When it comes specifically to investment rules, the modernisation effort has been framed in terms of the Organisation for Economic Co-operation and Development’s (OECD) Code of Liberalisation of Capital Movements. This is for good reason — SA stands to be benefit from reciprocal treatment if it is in line with the OECD’s standards, which have become global benchmarks for how countries treat each other on many economic matters.

Exchange controls are at present in conflict with the OECD’s code, essentially because they violate the principle of equal treatment. SA imposes no restrictions on foreigners investing in our markets. Indeed they are welcomed with open arms and account for a large part of the investment in our bond and equity markets.

Yet South Africans cannot reciprocally invest in foreigners’ markets without having to navigate the investment limits imposed by exchange control. Foreign governments have a right to ask why they should allow their citizens to invest in SA when they cannot enjoy reciprocal treatment.
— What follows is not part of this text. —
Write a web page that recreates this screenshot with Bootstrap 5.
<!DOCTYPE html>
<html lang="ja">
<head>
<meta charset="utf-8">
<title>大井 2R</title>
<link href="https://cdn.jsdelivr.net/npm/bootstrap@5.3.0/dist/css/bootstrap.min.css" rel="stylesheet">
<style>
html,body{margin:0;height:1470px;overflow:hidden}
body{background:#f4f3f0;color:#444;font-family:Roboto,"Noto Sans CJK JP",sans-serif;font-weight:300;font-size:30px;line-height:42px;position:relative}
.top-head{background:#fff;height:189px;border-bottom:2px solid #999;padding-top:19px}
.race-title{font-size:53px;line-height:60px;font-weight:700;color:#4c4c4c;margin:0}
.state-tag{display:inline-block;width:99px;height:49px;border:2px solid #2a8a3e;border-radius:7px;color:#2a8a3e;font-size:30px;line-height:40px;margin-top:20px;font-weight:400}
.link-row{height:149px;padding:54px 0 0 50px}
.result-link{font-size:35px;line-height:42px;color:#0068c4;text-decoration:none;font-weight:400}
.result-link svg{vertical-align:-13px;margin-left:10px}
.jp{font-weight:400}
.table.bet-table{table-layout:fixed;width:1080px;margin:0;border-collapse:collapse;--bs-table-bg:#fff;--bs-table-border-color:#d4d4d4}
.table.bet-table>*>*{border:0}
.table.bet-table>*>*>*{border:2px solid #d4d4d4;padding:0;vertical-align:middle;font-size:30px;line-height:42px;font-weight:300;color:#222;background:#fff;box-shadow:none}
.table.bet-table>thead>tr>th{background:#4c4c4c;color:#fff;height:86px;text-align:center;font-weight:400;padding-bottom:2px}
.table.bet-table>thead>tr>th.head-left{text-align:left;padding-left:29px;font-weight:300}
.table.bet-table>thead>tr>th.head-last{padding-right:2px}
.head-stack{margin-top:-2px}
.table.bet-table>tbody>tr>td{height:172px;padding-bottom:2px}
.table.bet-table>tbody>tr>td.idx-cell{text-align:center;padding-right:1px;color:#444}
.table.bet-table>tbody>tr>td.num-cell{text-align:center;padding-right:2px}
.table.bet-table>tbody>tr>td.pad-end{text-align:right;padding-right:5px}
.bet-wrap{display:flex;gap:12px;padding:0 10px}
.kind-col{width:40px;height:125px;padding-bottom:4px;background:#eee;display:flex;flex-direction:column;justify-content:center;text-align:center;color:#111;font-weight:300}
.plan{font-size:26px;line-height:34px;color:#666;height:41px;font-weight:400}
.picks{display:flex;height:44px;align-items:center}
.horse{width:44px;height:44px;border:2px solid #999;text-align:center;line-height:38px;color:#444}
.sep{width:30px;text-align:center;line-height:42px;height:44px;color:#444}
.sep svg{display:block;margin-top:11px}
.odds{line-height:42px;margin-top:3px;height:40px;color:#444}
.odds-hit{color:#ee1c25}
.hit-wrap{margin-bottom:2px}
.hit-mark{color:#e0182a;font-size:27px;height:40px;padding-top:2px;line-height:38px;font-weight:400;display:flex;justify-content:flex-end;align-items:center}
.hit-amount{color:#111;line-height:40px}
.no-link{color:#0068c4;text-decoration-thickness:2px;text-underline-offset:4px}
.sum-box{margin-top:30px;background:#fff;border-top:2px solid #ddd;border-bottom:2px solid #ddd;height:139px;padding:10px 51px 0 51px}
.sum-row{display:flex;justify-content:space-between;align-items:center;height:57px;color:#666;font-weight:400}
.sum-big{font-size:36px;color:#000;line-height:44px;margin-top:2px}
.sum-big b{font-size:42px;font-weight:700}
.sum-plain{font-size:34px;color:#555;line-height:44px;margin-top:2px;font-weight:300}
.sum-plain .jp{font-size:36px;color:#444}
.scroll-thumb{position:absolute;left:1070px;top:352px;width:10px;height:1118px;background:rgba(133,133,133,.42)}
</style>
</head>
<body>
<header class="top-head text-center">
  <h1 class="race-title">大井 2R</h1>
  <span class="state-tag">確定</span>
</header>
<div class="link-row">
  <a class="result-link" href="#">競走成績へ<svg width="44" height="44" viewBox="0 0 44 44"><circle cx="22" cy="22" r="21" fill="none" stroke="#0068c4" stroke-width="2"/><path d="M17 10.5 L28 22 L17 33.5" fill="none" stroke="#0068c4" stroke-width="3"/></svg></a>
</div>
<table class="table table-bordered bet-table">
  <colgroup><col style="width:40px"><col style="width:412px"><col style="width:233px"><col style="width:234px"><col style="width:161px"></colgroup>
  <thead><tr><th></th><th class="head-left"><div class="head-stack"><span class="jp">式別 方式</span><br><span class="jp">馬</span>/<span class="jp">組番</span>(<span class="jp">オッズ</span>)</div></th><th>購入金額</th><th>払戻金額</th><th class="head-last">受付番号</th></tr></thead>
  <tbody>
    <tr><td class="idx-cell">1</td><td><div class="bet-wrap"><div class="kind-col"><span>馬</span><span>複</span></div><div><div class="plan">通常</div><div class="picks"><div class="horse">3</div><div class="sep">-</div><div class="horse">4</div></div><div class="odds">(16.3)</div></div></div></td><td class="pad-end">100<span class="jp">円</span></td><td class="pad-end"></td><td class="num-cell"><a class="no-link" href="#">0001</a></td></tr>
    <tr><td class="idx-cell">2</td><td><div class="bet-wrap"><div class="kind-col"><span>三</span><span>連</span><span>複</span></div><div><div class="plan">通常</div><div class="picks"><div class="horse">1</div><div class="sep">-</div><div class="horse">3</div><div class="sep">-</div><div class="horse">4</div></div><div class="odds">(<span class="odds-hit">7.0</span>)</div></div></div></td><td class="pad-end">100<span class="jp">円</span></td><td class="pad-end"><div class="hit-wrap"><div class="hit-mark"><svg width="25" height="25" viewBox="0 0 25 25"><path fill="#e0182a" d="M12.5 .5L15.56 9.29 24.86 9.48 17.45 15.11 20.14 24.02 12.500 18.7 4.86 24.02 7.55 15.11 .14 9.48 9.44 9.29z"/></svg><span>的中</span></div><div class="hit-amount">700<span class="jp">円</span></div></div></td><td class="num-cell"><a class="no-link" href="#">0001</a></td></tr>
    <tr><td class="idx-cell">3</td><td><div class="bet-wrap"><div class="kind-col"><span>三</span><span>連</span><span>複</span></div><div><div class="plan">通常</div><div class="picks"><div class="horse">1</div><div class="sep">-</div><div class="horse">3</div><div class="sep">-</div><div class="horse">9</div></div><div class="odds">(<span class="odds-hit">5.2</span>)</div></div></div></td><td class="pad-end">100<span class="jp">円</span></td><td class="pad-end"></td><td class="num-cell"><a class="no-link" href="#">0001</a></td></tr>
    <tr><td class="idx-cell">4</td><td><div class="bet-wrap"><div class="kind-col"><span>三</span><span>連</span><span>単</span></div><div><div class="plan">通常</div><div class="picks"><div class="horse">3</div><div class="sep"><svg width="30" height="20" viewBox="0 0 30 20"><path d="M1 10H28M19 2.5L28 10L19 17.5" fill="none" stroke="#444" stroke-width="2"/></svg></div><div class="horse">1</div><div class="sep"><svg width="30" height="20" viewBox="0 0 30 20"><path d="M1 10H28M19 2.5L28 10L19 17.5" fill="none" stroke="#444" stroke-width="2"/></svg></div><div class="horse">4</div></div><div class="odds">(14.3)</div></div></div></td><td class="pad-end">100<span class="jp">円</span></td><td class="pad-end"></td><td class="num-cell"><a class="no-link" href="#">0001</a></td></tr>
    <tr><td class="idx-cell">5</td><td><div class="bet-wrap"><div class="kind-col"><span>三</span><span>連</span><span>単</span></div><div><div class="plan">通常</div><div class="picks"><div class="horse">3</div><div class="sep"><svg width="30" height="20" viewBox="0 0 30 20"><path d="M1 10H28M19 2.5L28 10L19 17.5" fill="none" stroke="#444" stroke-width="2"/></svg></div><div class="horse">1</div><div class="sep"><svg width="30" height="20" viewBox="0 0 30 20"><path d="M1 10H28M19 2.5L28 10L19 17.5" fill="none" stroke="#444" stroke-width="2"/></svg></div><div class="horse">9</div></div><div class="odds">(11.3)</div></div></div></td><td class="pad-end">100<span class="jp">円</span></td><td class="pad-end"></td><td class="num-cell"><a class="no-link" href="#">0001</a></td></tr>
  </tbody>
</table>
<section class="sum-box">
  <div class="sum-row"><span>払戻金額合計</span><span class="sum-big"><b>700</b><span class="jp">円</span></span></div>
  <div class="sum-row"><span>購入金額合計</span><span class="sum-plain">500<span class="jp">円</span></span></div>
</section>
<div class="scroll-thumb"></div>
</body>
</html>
It is at odds with basic principles of international law and moreover leaves SA’s investors worse off by frustrating their access to diversification and return opportunities.
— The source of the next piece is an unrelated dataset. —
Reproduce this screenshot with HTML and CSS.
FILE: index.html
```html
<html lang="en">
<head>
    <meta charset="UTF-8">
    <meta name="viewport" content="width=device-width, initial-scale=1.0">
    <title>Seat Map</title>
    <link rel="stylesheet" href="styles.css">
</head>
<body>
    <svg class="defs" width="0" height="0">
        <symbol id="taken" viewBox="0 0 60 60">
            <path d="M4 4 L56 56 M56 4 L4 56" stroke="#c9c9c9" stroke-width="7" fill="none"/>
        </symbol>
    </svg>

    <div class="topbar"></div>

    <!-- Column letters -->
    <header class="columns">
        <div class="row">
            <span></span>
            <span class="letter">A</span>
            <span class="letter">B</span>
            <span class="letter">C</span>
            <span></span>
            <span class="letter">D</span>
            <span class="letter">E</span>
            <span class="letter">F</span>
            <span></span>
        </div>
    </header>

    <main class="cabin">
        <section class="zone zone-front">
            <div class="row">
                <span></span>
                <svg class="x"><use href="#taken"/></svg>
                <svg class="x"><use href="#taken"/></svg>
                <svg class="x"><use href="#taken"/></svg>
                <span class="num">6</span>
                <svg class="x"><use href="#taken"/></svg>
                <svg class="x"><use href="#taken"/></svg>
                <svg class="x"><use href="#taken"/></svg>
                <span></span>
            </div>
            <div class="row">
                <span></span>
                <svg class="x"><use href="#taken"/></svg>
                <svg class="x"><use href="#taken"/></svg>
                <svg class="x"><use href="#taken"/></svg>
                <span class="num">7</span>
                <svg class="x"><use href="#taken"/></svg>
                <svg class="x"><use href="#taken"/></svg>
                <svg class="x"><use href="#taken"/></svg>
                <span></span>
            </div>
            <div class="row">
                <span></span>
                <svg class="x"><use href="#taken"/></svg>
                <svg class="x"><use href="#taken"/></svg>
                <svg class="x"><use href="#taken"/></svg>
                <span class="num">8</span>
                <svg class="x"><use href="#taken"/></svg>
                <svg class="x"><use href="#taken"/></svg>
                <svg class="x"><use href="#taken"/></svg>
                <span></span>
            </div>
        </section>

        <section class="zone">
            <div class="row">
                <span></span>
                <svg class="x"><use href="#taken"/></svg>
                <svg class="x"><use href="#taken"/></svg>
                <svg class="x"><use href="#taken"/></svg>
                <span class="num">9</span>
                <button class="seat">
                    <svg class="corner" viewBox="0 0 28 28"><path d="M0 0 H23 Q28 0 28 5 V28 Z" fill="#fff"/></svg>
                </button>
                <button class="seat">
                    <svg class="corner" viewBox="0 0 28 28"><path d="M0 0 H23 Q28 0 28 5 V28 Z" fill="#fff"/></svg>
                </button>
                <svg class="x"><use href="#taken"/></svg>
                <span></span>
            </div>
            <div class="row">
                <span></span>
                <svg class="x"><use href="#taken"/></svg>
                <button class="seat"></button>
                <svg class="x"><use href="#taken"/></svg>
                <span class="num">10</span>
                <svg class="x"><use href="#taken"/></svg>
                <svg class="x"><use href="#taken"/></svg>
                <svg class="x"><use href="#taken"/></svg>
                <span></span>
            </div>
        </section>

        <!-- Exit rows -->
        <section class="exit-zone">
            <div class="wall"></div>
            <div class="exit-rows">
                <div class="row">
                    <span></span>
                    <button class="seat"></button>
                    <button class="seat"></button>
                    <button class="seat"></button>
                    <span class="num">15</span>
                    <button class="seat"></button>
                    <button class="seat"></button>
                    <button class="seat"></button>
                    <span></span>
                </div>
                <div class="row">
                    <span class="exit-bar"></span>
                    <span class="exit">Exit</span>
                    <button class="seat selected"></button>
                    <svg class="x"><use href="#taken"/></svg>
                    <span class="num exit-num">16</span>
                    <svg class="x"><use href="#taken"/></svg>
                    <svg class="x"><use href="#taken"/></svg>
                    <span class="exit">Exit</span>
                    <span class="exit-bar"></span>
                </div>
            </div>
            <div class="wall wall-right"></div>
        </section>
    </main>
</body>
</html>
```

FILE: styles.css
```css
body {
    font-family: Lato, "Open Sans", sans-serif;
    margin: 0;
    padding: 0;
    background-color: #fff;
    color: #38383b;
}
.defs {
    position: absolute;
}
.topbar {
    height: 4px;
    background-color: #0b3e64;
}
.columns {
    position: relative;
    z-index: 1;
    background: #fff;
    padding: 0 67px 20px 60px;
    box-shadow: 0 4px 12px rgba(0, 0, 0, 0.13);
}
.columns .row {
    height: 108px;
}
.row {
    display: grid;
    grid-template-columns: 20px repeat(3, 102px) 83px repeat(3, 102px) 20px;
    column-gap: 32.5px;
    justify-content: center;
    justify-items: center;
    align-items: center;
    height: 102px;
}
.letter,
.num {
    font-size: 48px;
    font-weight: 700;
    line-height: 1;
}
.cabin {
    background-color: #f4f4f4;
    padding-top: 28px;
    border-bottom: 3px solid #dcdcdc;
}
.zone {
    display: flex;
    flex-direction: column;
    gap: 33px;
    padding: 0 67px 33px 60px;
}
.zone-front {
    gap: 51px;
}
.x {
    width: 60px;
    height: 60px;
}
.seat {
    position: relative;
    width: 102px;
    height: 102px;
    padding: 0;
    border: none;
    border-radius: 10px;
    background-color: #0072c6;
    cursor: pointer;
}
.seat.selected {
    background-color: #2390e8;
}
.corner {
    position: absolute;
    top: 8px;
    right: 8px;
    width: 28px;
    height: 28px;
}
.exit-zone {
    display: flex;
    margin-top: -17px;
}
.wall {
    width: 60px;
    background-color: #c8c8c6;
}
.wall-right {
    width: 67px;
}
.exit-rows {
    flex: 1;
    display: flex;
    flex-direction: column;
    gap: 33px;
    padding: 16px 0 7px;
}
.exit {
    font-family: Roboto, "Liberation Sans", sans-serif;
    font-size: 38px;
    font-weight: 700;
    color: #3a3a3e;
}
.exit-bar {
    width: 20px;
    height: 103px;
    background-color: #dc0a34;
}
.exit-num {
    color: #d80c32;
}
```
While we have been long promised an overhaul to bring exchange control in line with the OECD code, we have instead been drip-fed piecemeal updates within the existing regulations. The 45% limit is one example of this. In the 2022 budget, the 30% offshore limit, with 10% extra for the rest of Africa, was upgraded to a single 45% limit. The concern is that this new limit has led institutions to externalise investment, starving our markets of much needed capital.

The facts are not that clear — there is no obvious swing in the data after the change. Many portfolios are optimally diversified anyway, especially given the level of foreign exposure inherent in many JSE-listed companies. The fund manager whom the Sunday Times quoted, Ntobeko Stampu of All Weather Capital, said “our savings are now fuelling the growth and productive capacity of the recipient countries”, without apparently considering the corollary of how much of those countries’ savings are reciprocally invested in SA.
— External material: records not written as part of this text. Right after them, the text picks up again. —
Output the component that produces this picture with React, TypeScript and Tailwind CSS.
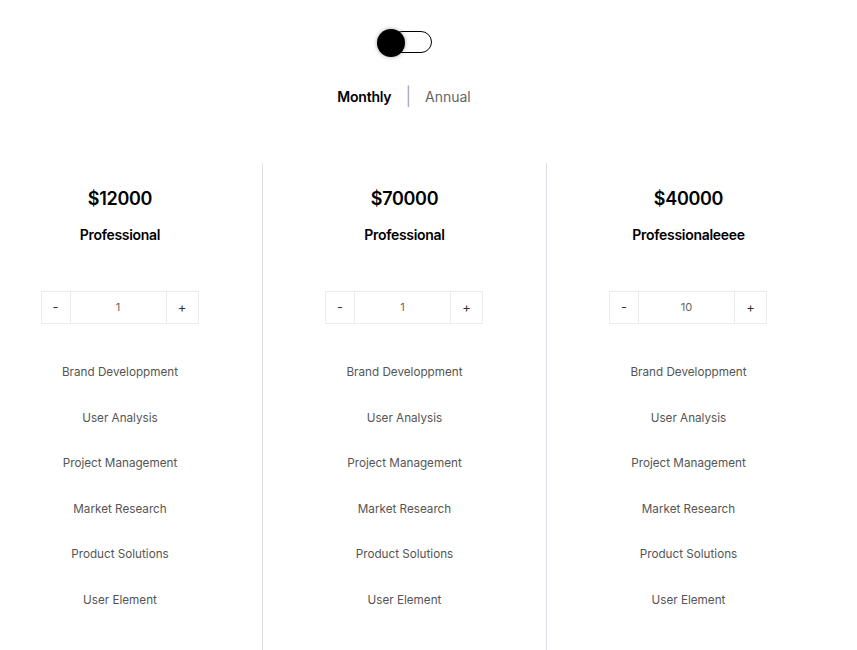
import React from "react";

const features = [
  "Brand Developpment",
  "User Analysis",
  "Project Management",
  "Market Research",
  "Product Solutions",
  "User Element",
];

const plans = [
  { price: "$12000", name: "Professional", qty: "1" },
  { price: "$70000", name: "Professional", qty: "1" },
  { price: "$40000", name: "Professionaleeee", qty: "10" },
];

export default function App() {
  return (
    <div
      className="w-[857px] h-[650px] overflow-hidden bg-white"
      style={{ fontFamily: "Inter, 'Noto Sans', sans-serif" }}
    >
      <div className="flex justify-center pt-[29px]">
        <div className="relative w-[55px] h-[28px] ml-[-48px]">
          <div className="absolute left-[14px] top-[2px] w-[41px] h-[22px] rounded-full border border-black bg-white" />
          <div className="absolute left-0 top-0 w-[28px] h-[28px] rounded-full bg-black shadow-[0_0_4px_rgba(0,0,0,0.35)]" />
        </div>
      </div>
      <div className="flex justify-center items-center mt-[30px] text-[14px] leading-[20px] ml-[-49px]">
        <span className="font-semibold text-black tracking-[-0.2px]">Monthly</span>
        <span className="text-[#999] mx-[14px] text-[18px] leading-[20px] font-light">|</span>
        <span className="text-[#666]">Annual</span>
      </div>
      <div className="flex ml-[-22px] mt-[56px]">
        {plans.map((p, i) => (
          <div
            key={i}
            className={`w-[284px] h-[500px] flex flex-col items-center ${i > 0 ? "border-l border-[#e0e0e8]" : ""}`}
          >
            <div className="mt-[24px] text-[18px] leading-[24px] font-semibold text-black tracking-[-0.3px]">
              {p.price}
            </div>
            <div className="mt-[14px] text-[14px] leading-[20px] font-semibold text-black tracking-[-0.3px]">
              {p.name}
            </div>
            <div className="mt-[46px] flex h-[33px] border border-[#ebebeb] text-[13px] text-[#333] ml-[-1px]">
              <div className="w-[29px] flex items-center justify-center border-r border-[#ebebeb]">-</div>
              <div className="w-[96px] flex items-center justify-center border-r border-[#ebebeb] text-[11px] text-[#666]">
                {p.qty}
              </div>
              <div className="w-[31px] flex items-center justify-center">+</div>
            </div>
            <div className="mt-[26px] flex flex-col items-center">
              {features.map((f) => (
                <div key={f} className="h-[45.6px] flex items-center text-[11.7px] text-[#555]">
                  {f}
                </div>
              ))}
            </div>
          </div>
        ))}
      </div>
    </div>
  );
}
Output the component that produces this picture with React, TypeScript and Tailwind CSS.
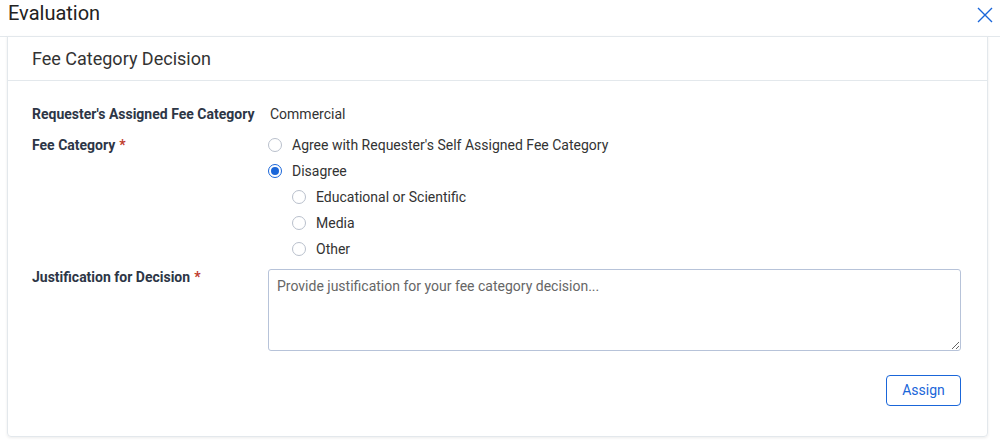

The data shows that foreigners hold R8-trillion of assets in SA, while South Africans hold R10-trillion offshore, with the balance having tipped in 2015 when there was a sharp depreciation of the rand. The data suggests the growth in relative SA holdings has been because of a weakening rand, leaving the offshore assets relatively more valuable, not because of dramatic externalisation of SA funds.

But here is a fundamental question: is the limit meant to be a conduct regulation or a macro-prudential risk management tool? In other words, is the limit supposed to protect SA savers from the risk of reckless investments and excessive currency risk or is it supposed to protect the country from the risk of capital flight?

There is considerable confusion over which of these interests matters. The minister spoke of the 45% limit in terms of regulation 28 of the Pension Funds Act, which sets asset class exposure ceilings for pension fund portfolios, limiting concentration risk. Regulation 28 is a conduct regulation, designed to protect pension fund members, but the regulation itself does not in fact contain the institutional limit. The regulation merely says to refer to the exchange control manual, where the limits apply to all institutions, not just pension funds, and it is in the manual that the change was made to 45%. The manual is decidedly not about protecting individual savers. Trapping domestic savings remains the conceptual foundation of the manual today, even though the capital flight risk is far higher in respect of foreign inward portfolio flows, which are unaffected by the exchange control regime.

So, one important step is to resolve the confusion of conduct and macro-prudential regulation. Institutional investors should manage foreign currency risk in the interests of their clients and regulation should enforce this. Macro-prudential risk should be managed using the modern tools available through the OECD codes, which allow for handbrakes to deal with crises while managing our economic integration with the global economy.

Yet, so far, none of the reforms have enabled the Financial Sector Conduct Authority to take direct control of the conduct aspect, which is where the question of appropriate exposure limits should be answered. If it is not treated this way, we risk losing the confidence of savers that the system is designed in their interests, giving them reason to avoid it.

I agree in principle with Stampu that the change is “hurting the asset management industry” locally. But the solution is to enable the local financial industry to manage offshore savings. One bizarre counterproductive feature of exchange control liberalisation is that it has been done by allowing savers to move their money out of the domestic system and straight to foreign providers.

We could instead have, for example, allowed SA asset managers to offer their clients US dollar-denominated portfolios stuffed with Amazon, Microsoft and Apple shares traded on the JSE. We do allow them to offer dedicated foreign portfolios but only to the extent that these make up less than 45% of the institution’s total assets, making it impossible to be a specialist foreign investment manager in SA (there are some complicated exceptions I leave aside for now).

For many clients, having to open offshore accounts is a pain. Had we simply enabled the domestic financial system to offer offshore investments more easily, a lot of jobs and economic activity would have been sustained here. Moreover, we could have built some capacity as international investment specialists, potentially attracting some of the world’s $30-trillion in cross-border portfolio investments to be managed from Cape Town and Sandton, creating more local jobs and tax revenue.

Last week’s Budget Review announced a process to evaluate the impact of reforms already made in line with the OECD code while proposing further reforms. However, many of the reforms previously announced have not in fact been implemented and momentum has slowed. It feels like a stocktake and clear road map for reform are needed in which piecemeal changes are replaced by a proper overhaul.